#### PROVIDED DATA

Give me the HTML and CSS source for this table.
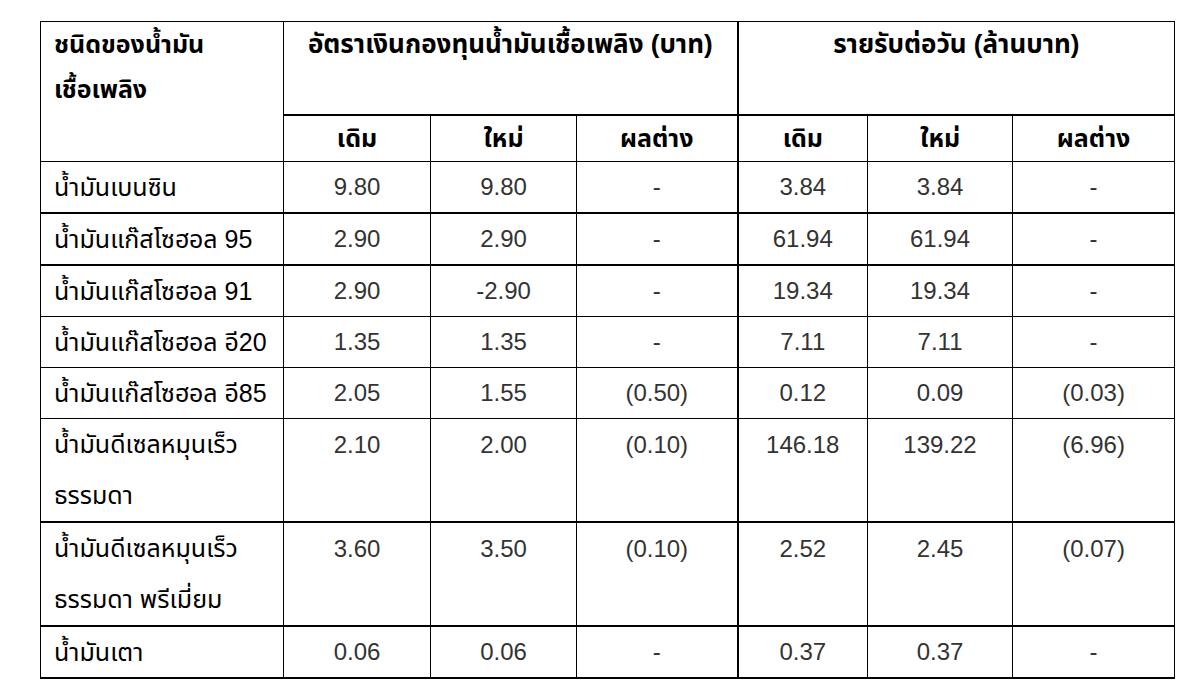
FILE: index.html
```html
<!DOCTYPE html>
<html lang="th">
<head>
<meta charset="utf-8">
<link rel="stylesheet" href="styles.css">
</head>
<body>
<div class="page">
<table class="fund">
  <colgroup>
    <col class="c1"><col class="c2"><col class="c3"><col class="c4"><col class="c5"><col class="c6"><col class="c7">
  </colgroup>
  <thead>
    <tr class="h1">
      <th rowspan="2" class="name-h">ชนิดของน้ำมัน<br>เชื้อเพลิง</th>
      <th colspan="3" class="grp">อัตราเงินกองทุนน้ำมันเชื้อเพลิง (บาท)</th>
      <th colspan="3" class="grp sep">รายรับต่อวัน (ล้านบาท)</th>
    </tr>
    <tr class="h2">
      <th>เดิม</th><th class="thick-l">ใหม่</th><th>ผลต่าง</th>
      <th class="sep">เดิม</th><th>ใหม่</th><th>ผลต่าง</th>
    </tr>
  </thead>
  <tbody>
    <tr class="r1">
      <td class="name">น้ำมันเบนซิน</td><td>9.80</td><td class="thick-l">9.80</td><td class="dash">-</td><td class="sep">3.84</td><td>3.84</td><td class="dash">-</td>
    </tr>
    <tr class="r1 thick-t">
      <td class="name">น้ำมันแก๊สโซฮอล 95</td><td>2.90</td><td class="thick-l">2.90</td><td class="dash">-</td><td class="sep">61.94</td><td>61.94</td><td class="dash">-</td>
    </tr>
    <tr class="r1 thick-t">
      <td class="name">น้ำมันแก๊สโซฮอล 91</td><td>2.90</td><td class="thick-l">-2.90</td><td class="dash">-</td><td class="sep">19.34</td><td>19.34</td><td class="dash">-</td>
    </tr>
    <tr class="r1">
      <td class="name">น้ำมันแก๊สโซฮอล อี20</td><td>1.35</td><td class="thick-l">1.35</td><td class="dash">-</td><td class="sep">7.11</td><td>7.11</td><td class="dash">-</td>
    </tr>
    <tr class="r1">
      <td class="name">น้ำมันแก๊สโซฮอล อี85</td><td>2.05</td><td class="thick-l">1.55</td><td>(0.50)</td><td class="sep">0.12</td><td>0.09</td><td>(0.03)</td>
    </tr>
    <tr class="r2">
      <td class="name">น้ำมันดีเซลหมุนเร็ว<br>ธรรมดา</td><td>2.10</td><td class="thick-l">2.00</td><td>(0.10)</td><td class="sep">146.18</td><td>139.22</td><td>(6.96)</td>
    </tr>
    <tr class="r2 thick-t">
      <td class="name">น้ำมันดีเซลหมุนเร็ว<br>ธรรมดา พรีเมี่ยม</td><td>3.60</td><td class="thick-l">3.50</td><td>(0.10)</td><td class="sep">2.52</td><td>2.45</td><td>(0.07)</td>
    </tr>
    <tr class="r1 thick-t last">
      <td class="name">น้ำมันเตา</td><td>0.06</td><td class="thick-l">0.06</td><td class="dash">-</td><td class="sep">0.37</td><td>0.37</td><td class="dash">-</td>
    </tr>
  </tbody>
</table>
</div>
</body>
</html>
```
FILE: styles.css
```css
html, body {
  margin: 0;
  padding: 0;
  background: #fff;
}
.page {
  padding: 21px 0 0 40px;
}
.fund {
  border-collapse: collapse;
  table-layout: fixed;
  width: 1134px;
  font-family: "Liberation Sans", "Noto Sans Thai", "Noto Sans", sans-serif;
  font-size: 24px;
  color: #111;
}
.c1 { width: 243px; }
.c2 { width: 147px; }
.c3 { width: 146px; }
.c4 { width: 161px; }
.c5 { width: 130px; }
.c6 { width: 145px; }
.c7 { width: 162px; }
.fund th, .fund td {
  border: 1px solid #000;
  padding: 0;
  text-align: center;
  vertical-align: top;
  white-space: nowrap;
}
.fund th {
  font-weight: bold;
  font-size: 26px;
  color: #000;
}
.fund th.name-h { font-size: 25px; }
.h1 { height: 93px; }
.h1 th { line-height: 45px; }
.h2 { height: 47px; }
.h2 th { line-height: 45px; border-top-width: 2px; font-size: 25px; }
.name-h { text-align: left !important; padding-left: 13px !important; }
.r1 { height: 51px; }
.r2 { height: 102px; }
.fund td { line-height: 50px; color: #333; }
.fund td.name { text-align: left; padding-left: 13px; color: #000; font-size: 25px; }
.r2 td { line-height: 51px; }
.thick-t td { border-top-width: 2px; }
.last td { border-bottom-width: 2px; }
.sep { border-left-width: 2px !important; }
.dash { color: #555; }
```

#### STATED EXERCISE
Copy out every line of the material above exactly, skipping the pictures.

#### RESPONSE
Give me the HTML and CSS source for this table.
FILE: index.html
```html
<!DOCTYPE html>
<html lang="th">
<head>
<meta charset="utf-8">
<link rel="stylesheet" href="styles.css">
</head>
<body>
<div class="page">
<table class="fund">
  <colgroup>
    <col class="c1"><col class="c2"><col class="c3"><col class="c4"><col class="c5"><col class="c6"><col class="c7">
  </colgroup>
  <thead>
    <tr class="h1">
      <th rowspan="2" class="name-h">ชนิดของน้ำมัน<br>เชื้อเพลิง</th>
      <th colspan="3" class="grp">อัตราเงินกองทุนน้ำมันเชื้อเพลิง (บาท)</th>
      <th colspan="3" class="grp sep">รายรับต่อวัน (ล้านบาท)</th>
    </tr>
    <tr class="h2">
      <th>เดิม</th><th class="thick-l">ใหม่</th><th>ผลต่าง</th>
      <th class="sep">เดิม</th><th>ใหม่</th><th>ผลต่าง</th>
    </tr>
  </thead>
  <tbody>
    <tr class="r1">
      <td class="name">น้ำมันเบนซิน</td><td>9.80</td><td class="thick-l">9.80</td><td class="dash">-</td><td class="sep">3.84</td><td>3.84</td><td class="dash">-</td>
    </tr>
    <tr class="r1 thick-t">
      <td class="name">น้ำมันแก๊สโซฮอล 95</td><td>2.90</td><td class="thick-l">2.90</td><td class="dash">-</td><td class="sep">61.94</td><td>61.94</td><td class="dash">-</td>
    </tr>
    <tr class="r1 thick-t">
      <td class="name">น้ำมันแก๊สโซฮอล 91</td><td>2.90</td><td class="thick-l">-2.90</td><td class="dash">-</td><td class="sep">19.34</td><td>19.34</td><td class="dash">-</td>
    </tr>
    <tr class="r1">
      <td class="name">น้ำมันแก๊สโซฮอล อี20</td><td>1.35</td><td class="thick-l">1.35</td><td class="dash">-</td><td class="sep">7.11</td><td>7.11</td><td class="dash">-</td>
    </tr>
    <tr class="r1">
      <td class="name">น้ำมันแก๊สโซฮอล อี85</td><td>2.05</td><td class="thick-l">1.55</td><td>(0.50)</td><td class="sep">0.12</td><td>0.09</td><td>(0.03)</td>
    </tr>
    <tr class="r2">
      <td class="name">น้ำมันดีเซลหมุนเร็ว<br>ธรรมดา</td><td>2.10</td><td class="thick-l">2.00</td><td>(0.10)</td><td class="sep">146.18</td><td>139.22</td><td>(6.96)</td>
    </tr>
    <tr class="r2 thick-t">
      <td class="name">น้ำมันดีเซลหมุนเร็ว<br>ธรรมดา พรีเมี่ยม</td><td>3.60</td><td class="thick-l">3.50</td><td>(0.10)</td><td class="sep">2.52</td><td>2.45</td><td>(0.07)</td>
    </tr>
    <tr class="r1 thick-t last">
      <td class="name">น้ำมันเตา</td><td>0.06</td><td class="thick-l">0.06</td><td class="dash">-</td><td class="sep">0.37</td><td>0.37</td><td class="dash">-</td>
    </tr>
  </tbody>
</table>
</div>
</body>
</html>
```
FILE: styles.css
```css
html, body {
  margin: 0;
  padding: 0;
  background: #fff;
}
.page {
  padding: 21px 0 0 40px;
}
.fund {
  border-collapse: collapse;
  table-layout: fixed;
  width: 1134px;
  font-family: "Liberation Sans", "Noto Sans Thai", "Noto Sans", sans-serif;
  font-size: 24px;
  color: #111;
}
.c1 { width: 243px; }
.c2 { width: 147px; }
.c3 { width: 146px; }
.c4 { width: 161px; }
.c5 { width: 130px; }
.c6 { width: 145px; }
.c7 { width: 162px; }
.fund th, .fund td {
  border: 1px solid #000;
  padding: 0;
  text-align: center;
  vertical-align: top;
  white-space: nowrap;
}
.fund th {
  font-weight: bold;
  font-size: 26px;
  color: #000;
}
.fund th.name-h { font-size: 25px; }
.h1 { height: 93px; }
.h1 th { line-height: 45px; }
.h2 { height: 47px; }
.h2 th { line-height: 45px; border-top-width: 2px; font-size: 25px; }
.name-h { text-align: left !important; padding-left: 13px !important; }
.r1 { height: 51px; }
.r2 { height: 102px; }
.fund td { line-height: 50px; color: #333; }
.fund td.name { text-align: left; padding-left: 13px; color: #000; font-size: 25px; }
.r2 td { line-height: 51px; }
.thick-t td { border-top-width: 2px; }
.last td { border-bottom-width: 2px; }
.sep { border-left-width: 2px !important; }
.dash { color: #555; }
```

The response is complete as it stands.